2004 Early Career Investigator Grant Recipient — Ernst Lengyel, MD, PhD
The dissemination of ovarian cancer cells throughout the abdominal cavity is reponsible for mortality in ovarian cancer patients. Therefore, studies addressing the regulation of genes that contribute to the invasion and metastases of ovarian cancer cells may lead to new therapies. One of the genes involved in tumor development is c-Met, a tyrosine kinase receptor for hepatocyte growth factor (HGF). Receptor tyrosine kinases (RTK) are signaling molecules that signal inside the cell and ultimately activate gene expression.

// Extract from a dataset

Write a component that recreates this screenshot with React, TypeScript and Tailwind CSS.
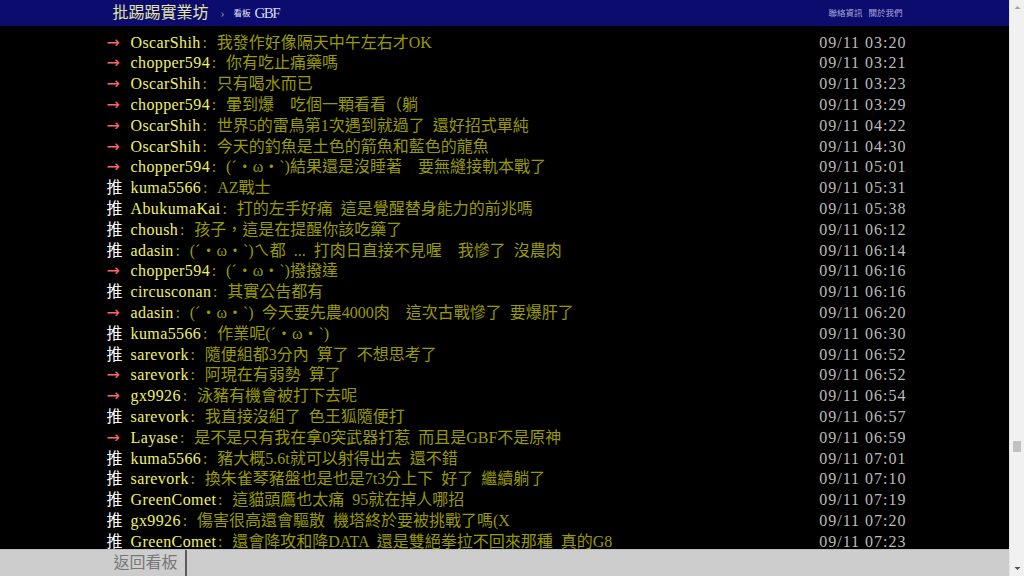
const pushes: [string, string, string, string][] = [
  ['→', 'OscarShih', '我發作好像隔天中午左右才OK', '09/11 03:20'],
  ['→', 'chopper594', '你有吃止痛藥嗎', '09/11 03:21'],
  ['→', 'OscarShih', '只有喝水而已', '09/11 03:23'],
  ['→', 'chopper594', '暈到爆　吃個一顆看看（躺', '09/11 03:29'],
  ['→', 'OscarShih', '世界5的雷鳥第1次遇到就過了 還好招式單純', '09/11 04:22'],
  ['→', 'OscarShih', '今天的釣魚是土色的箭魚和藍色的龍魚', '09/11 04:30'],
  ['→', 'chopper594', '(ˊ・ω・ˋ)結果還是沒睡著　要無縫接軌本戰了', '09/11 05:01'],
  ['推', 'kuma5566', 'AZ戰士', '09/11 05:31'],
  ['推', 'AbukumaKai', '打的左手好痛 這是覺醒替身能力的前兆嗎', '09/11 05:38'],
  ['推', 'choush', '孩子，這是在提醒你該吃藥了', '09/11 06:12'],
  ['推', 'adasin', '(ˊ・ω・ˋ)ㄟ都 ... 打肉日直接不見喔　我慘了 沒農肉', '09/11 06:14'],
  ['→', 'chopper594', '(ˊ・ω・ˋ)撥撥達', '09/11 06:16'],
  ['推', 'circusconan', '其實公告都有', '09/11 06:16'],
  ['→', 'adasin', '(ˊ・ω・ˋ) 今天要先農4000肉　這次古戰慘了 要爆肝了', '09/11 06:20'],
  ['推', 'kuma5566', '作業呢(ˊ・ω・ˋ)', '09/11 06:30'],
  ['推', 'sarevork', '隨便組都3分內 算了 不想思考了', '09/11 06:52'],
  ['→', 'sarevork', '阿現在有弱勢 算了', '09/11 06:52'],
  ['→', 'gx9926', '泳豬有機會被打下去呢', '09/11 06:54'],
  ['推', 'sarevork', '我直接沒組了 色王狐隨便打', '09/11 06:57'],
  ['→', 'Layase', '是不是只有我在拿0突武器打惹 而且是GBF不是原神', '09/11 06:59'],
  ['推', 'kuma5566', '豬大概5.6t就可以射得出去 還不錯', '09/11 07:01'],
  ['推', 'sarevork', '換朱雀琴豬盤也是也是7t3分上下 好了 繼續躺了', '09/11 07:10'],
  ['推', 'GreenComet', '這貓頭鷹也太痛 95就在掉人哪招', '09/11 07:19'],
  ['推', 'gx9926', '傷害很高還會驅散 機塔終於要被挑戰了嗎(X', '09/11 07:20'],
  ['推', 'GreenComet', '還會降攻和降DATA 還是雙絕拳拉不回來那種 真的G8', '09/11 07:23'],
];

export default function App() {
  return (
    <div className="flex h-[576px] w-[1024px] overflow-hidden bg-black font-['Liberation_Serif','Noto_Sans_CJK_TC',serif]">
      <div className="flex flex-1 flex-col">
        {/* Top bar */}
        <div className="h-[26px] shrink-0 bg-[#0c0c6e]">
          <div className="mx-auto flex h-full w-[800px] items-center justify-between">
            <div className="flex items-center pl-[8px]">
              <span className="text-[16px] leading-none text-[#e4e4a2]">批踢踢實業坊</span>
              <span className="ml-[12px] text-[12px] leading-none text-[#9a9ac0]">›</span>
              <span className="ml-[9px] text-[8.5px] leading-none text-[#e8e8f8]">看板</span>
              <span className="ml-[4px] text-[15px] leading-none tracking-[-1.5px] text-[#d8d8f0]">GBF</span>
            </div>
            <div className="flex gap-[6px] pr-[2px] text-[8.5px] leading-none text-[#a8a8dc]">
              <span>聯絡資訊</span>
              <span>關於我們</span>
            </div>
          </div>
        </div>

        {/* Pushes */}
        <div className="min-h-0 flex-1 overflow-hidden pt-[6.6px]">
          <div className="mx-auto w-[804px] pl-[4px] text-[16px]">
            {pushes.map(([tag, user, text, time], i) => (
              <div key={i} className="flex h-[20.8px] items-center whitespace-pre leading-[20.8px]">
                <span
                  className={`inline-block w-[24px] font-['DejaVu_Sans','Noto_Sans_CJK_TC',sans-serif] ${
                    tag === '推' ? 'text-white' : 'text-[#ff6666]'
                  }`}
                >
                  {tag}
                </span>
                <span className="tracking-[0.4px] text-[#f0f06c]">{user}</span>
                <span className="inline-block w-[8px] text-center text-[#999900]">:</span>
                <span className="ml-[8px] text-[#999900] [word-spacing:4px]">{text}</span>
                <span className="ml-auto tracking-[1px] text-[#bbbbbb]">{time}</span>
              </div>
            ))}
          </div>
        </div>

        {/* Bottom bar */}
        <div className="h-[27px] shrink-0 border-t border-[#bdbdbd] bg-[#cdcdcd]">
          <div className="mx-auto flex h-full w-[800px]">
            <div className="flex items-center border-r-2 border-[#5a5a5a] pl-[9px] pr-[7px] text-[16px] text-[#777777]">
              返回看板
            </div>
          </div>
        </div>
      </div>

      {/* Scrollbar */}
      <div className="flex w-[15px] shrink-0 flex-col items-center border-l border-[#e6e6e6] bg-[#f1f1f1]">
        <svg width="15" height="15" viewBox="0 0 15 15" className="shrink-0">
          <path d="M4.5 9 L7.5 6 L10.5 9 Z" fill="#a3a3a3" />
        </svg>
        <div className="mt-[426px] h-[11px] w-[8px] bg-[#c1c1c1]" />
        <div className="flex-1" />
        <svg width="15" height="15" viewBox="0 0 15 15" className="shrink-0">
          <path d="M4.5 6 L7.5 9 L10.5 6 Z" fill="#505050" />
        </svg>
      </div>
    </div>
  );
}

Our preliminary data show that c-Met is overexpressed in ovarian cancer and that it regulates proteins (proteases) that are important in the disolution of tissue around tumor cells. Other studies have shown that c-Met can regulate the growth and aggressiveness of breast cancer cells, but our knowledge of c-Met function in ovarian cancer is limited.
We plan to determine the expression and activation pattern of c-Met in ovarian cancer using a tissue micro array (a method to assemble different tissues from ovarian cancer patients in one 1×1 inch paraffin block). C-Met expression will be correlated with traditional prognostic factors such as disease outcome, tumor size and extension. Since cancer cells are often surrounded by normal cells from the stroma we will use a co-culture model to determine if c-Met is involved in the interaction of ovarian cancer cells with other cells of the peritoneum (e.g. fibroblasts, mesothelial cells). Finally, we will inhibit c-Met and investigate whether its inhibition reduces the growth and dissemination of ovarian cancer cells. In summary, these studies will test the hypothesis that c-Met is a therapeutic target for patients with ovarian cancer.
Chair and Professor, Department of Obstetrics and Gynecology
University of Chicago
Ernst Lengyel, M.D., Ph.D., a Gynecologic Oncologist, is Chair and a Professor in the Department of Obstetrics and Gynecology at the University of Chicago. He graduated magna cum laude from the University of Munich in 1992 with a doctorate in medicine, followed by a research fellowship at MD Anderson Cancer Center. He completed his residency at the University of Munich and then entered the combined Gynecologic Oncology fellowship program at the University of California/San Francisco (UCSF) and Stanford. In 2004, after one year on the clinical faculty at UCSF, he joined the University of Chicago faculty as a research scientist and clinician. In 2008 he was awarded the Burroughs Wellcome Fund Clinical Scientist Award in Translational Research.
Dr Lengyel directs a translational research laboratory focused on understanding ovarian cancer metastasis and on developing and testing new treatments for ovarian cancer. Specifically, he looks at interactions of ovarian cancer cells with the normal cells surrounding them to understand how the cellular microenvironment affects the growth of cancer cells. The major goal of his laboratory is to translate his research findings into novel therapeutic treatments that will improve the survival of those with this devastating disease. His primary clinical focus is the surgical treatment of patients with ovarian cancer.